No two cases are alike, but investigators share five characteristics needed to function. First and foremost is an analytical mind-set to consider multiple theories of how a crime occurred, followed by strong communications skills to deal with suspects and witnesses. A flexible outlook is also essential to coping with the job's sometimes relentless personal demands. However, these qualities are meaningless without a strong sense of integrity, particularly if alternative theories lead cases in a different direction.
An analytical mind-set and keen sense of curiosity are important skills to develop, says Kevin Trees, a Louisville, Kentucky, detective featured on A&E TV's investigative reality show, "The First 48." Chasing leads and identifying suspects requires looking at cases from many different angles, Trees stated in a posting for the aetv.com website.
Good investigators resist promoting one theory above all others. Known as "groupthink mentality," this situation is most likely to happen when fatigue and stress push investigators to their limits, former Vancouver detective inspector D. Kim Rossmo stated in an October 2009 "Police Chief" magazine article. Good detectives are flexible enough to admit their original theory is wrong because they realize that failure to acknowledge mistakes increases the likelihood for additional errors, Rossmo says.
Investigators must develop ways of coping with the long hours and irregular schedules that distinguish their jobs. Detectives may be called any time, so relaxing with family and friends can be problematic, according to Trees. Even if he is not working a crime scene, Trees says, a detective must still take calls from detectives handling cases in his absence, he stated. Detectives can find that emotions spill over from investigating difficult or frustrating cases, Trees says, and their families have to deal with that.
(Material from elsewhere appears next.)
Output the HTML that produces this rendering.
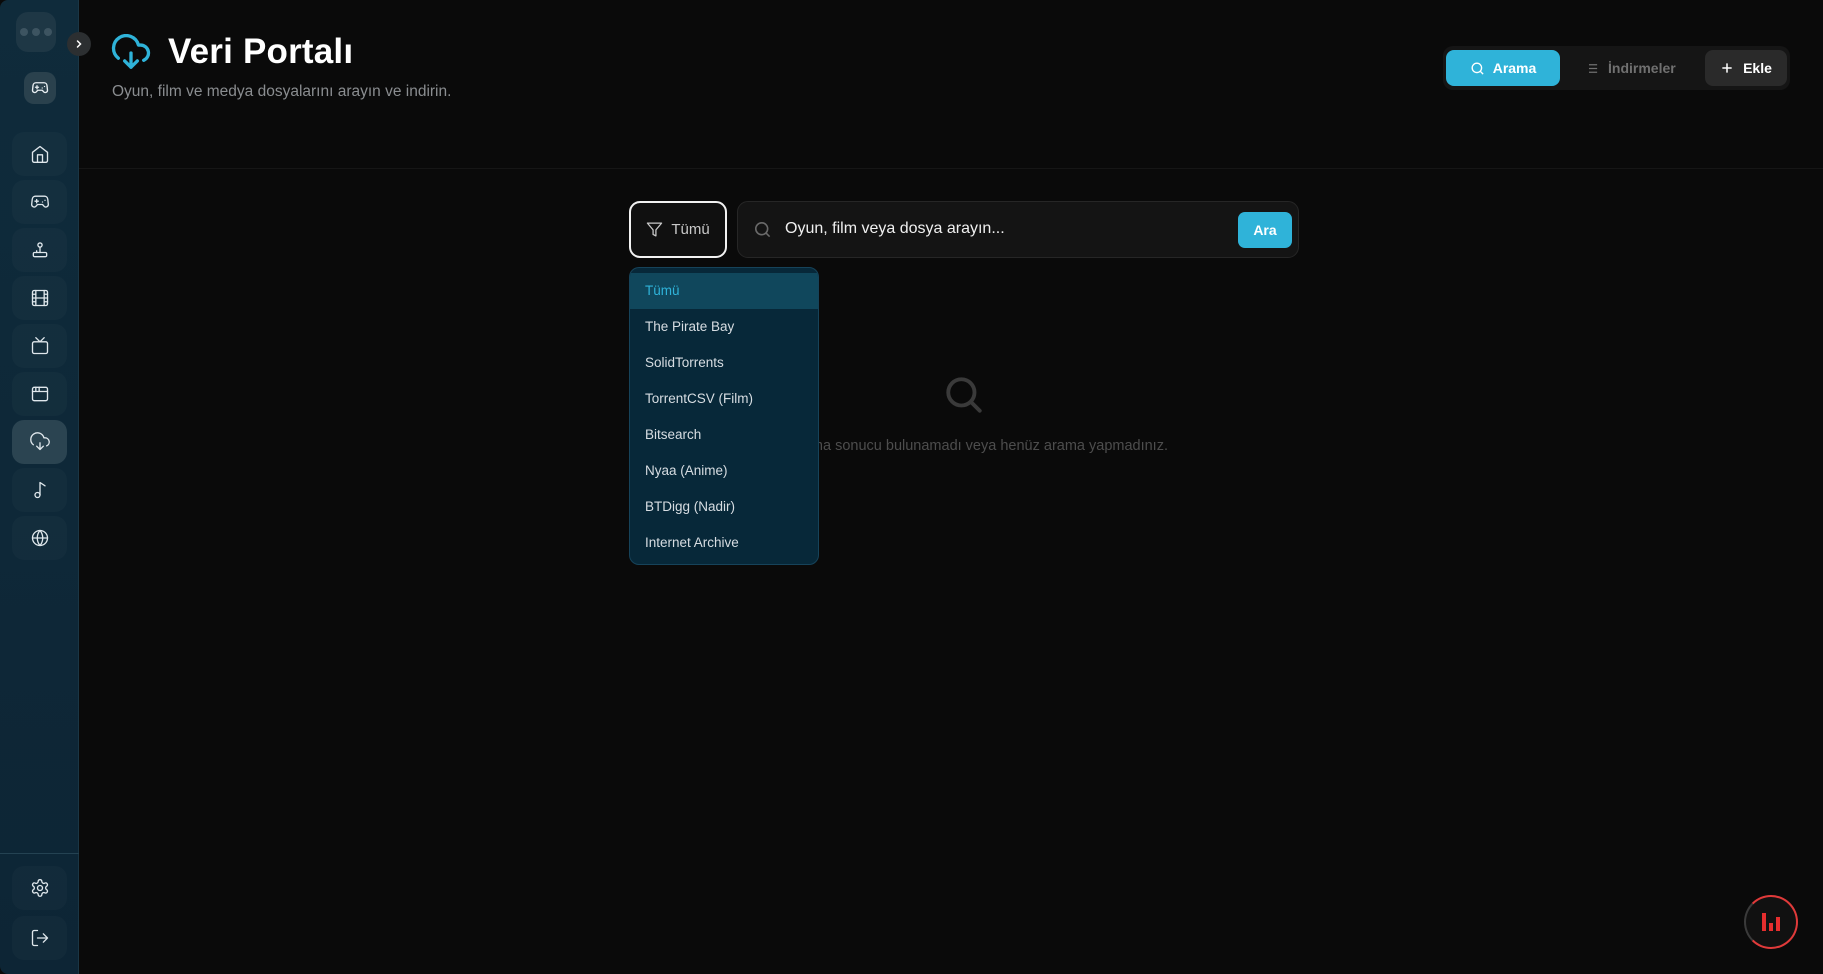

Investigators need a strong sense of integrity. This is especially important in avoiding wrongful convictions, which often result from ignoring alternate theories, according to Rossmo. In 1994, a British court ruled that police improperly used a covert operation to implicate Colin Stagg in the stabbing death of Rachel Nickell, Rossmo says. The outcome forced prosecutors to withdraw their case and release Stagg. Failures of integrity can damage departments' and investigators' reputations, Rossmo says.
Good detectives are strong communicators in dealing with suspects, according to a report written by corporate investigator Christopher D. Hoffman. Direct accusation works best when substantial proof of guilt emerges, but subtler strategies are needed for multiple suspects, Hoffman says. One variation is the Reid Technique, which evaluates a suspect's knowledge of the crime and if they are answering truthfully, according to Hoffman. Investigators adapt their responses, depending on the levels of truth or deception they encounter.